Benjamin Graham, the father of securities analysis, maintained that a potential decline in the price of a share does not ultimately raise the risk of loss if the decline is temporary and if the probability of selling during the decline is low. Graham applied the concept of risk solely to a loss of value, which may be realised through actual sale; caused by a significant deterioration in the company's position; or, more frequently, may be the result of overpaying for an investment relative to its true intrinsic worth.

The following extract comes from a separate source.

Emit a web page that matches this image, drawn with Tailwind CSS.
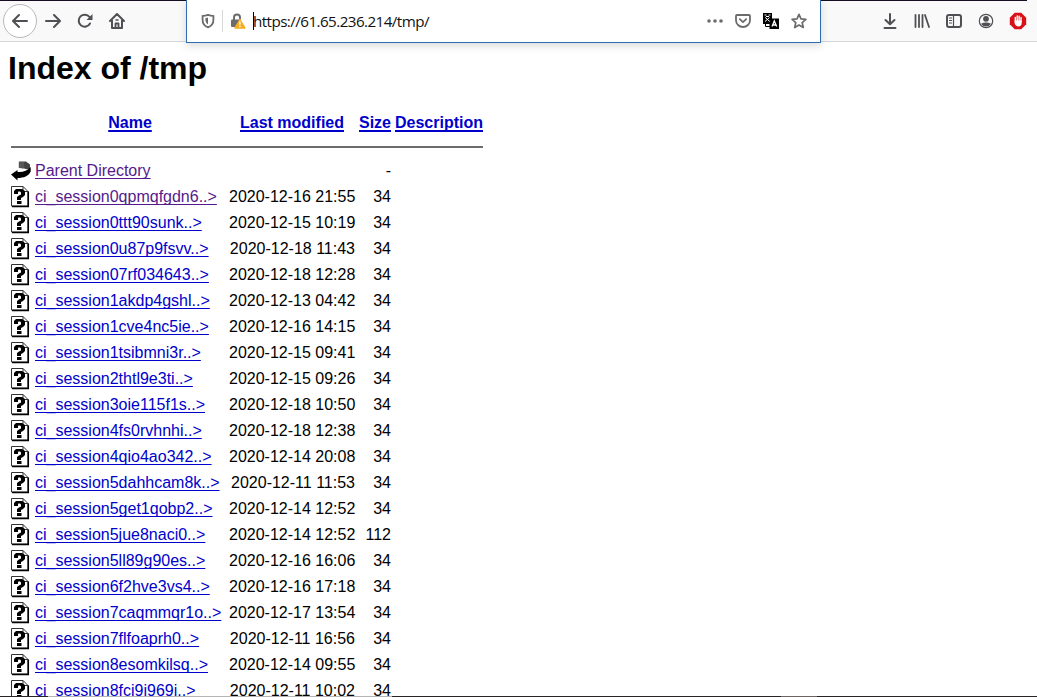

Since our primary definition of risk is the probability and the extent of capital loss, we always try to invest in businesses on behalf of our clients when share prices are well below our assessment of intrinsic value and we are offered some protection should things turn out worse than we forecast (i.e. a 'margin of safety' exists). We believe that to invest where value is exceptional is not only the lowest risk, but also the most rewarding strategy. If our research shows that particular investments are overpriced, we consider them risky and will not purchase them for our clients. Conversely, we consider it prudent to invest in assets that we believe offer exceptional value even if they are out of favour and not represented in the average portfolios. This means that our portfolios often differ markedly from those of the average investment manager.

Largest drawdowns

Being mindful of risk is not the same as being afraid

After reading this article devoted exclusively to risk and given our attitude towards investment risk, some readers might conclude that as an investment house we are extremely conservative. If being fiercely protective about preserving our clients' capital is considered highly conservative, then that is a label we will readily wear. If, however, conservatism is construed as being afraid to act boldly then nothing could be further from our investment mindset and behaviour.

At Allan Gray we act with conviction, without fear of being different to consensus thinking, or the conventional wisdom of the day. Being consistently and consciously mindful of the possibility of a permanent loss of our clients' capital does not and has not precluded us from seeking out the best longterm wealth-creating investment opportunities for our clients. Internalising risk in the way that we do is a key aspect of our investment philosophy and perhaps one of the most important contributors to our long-term performance track record.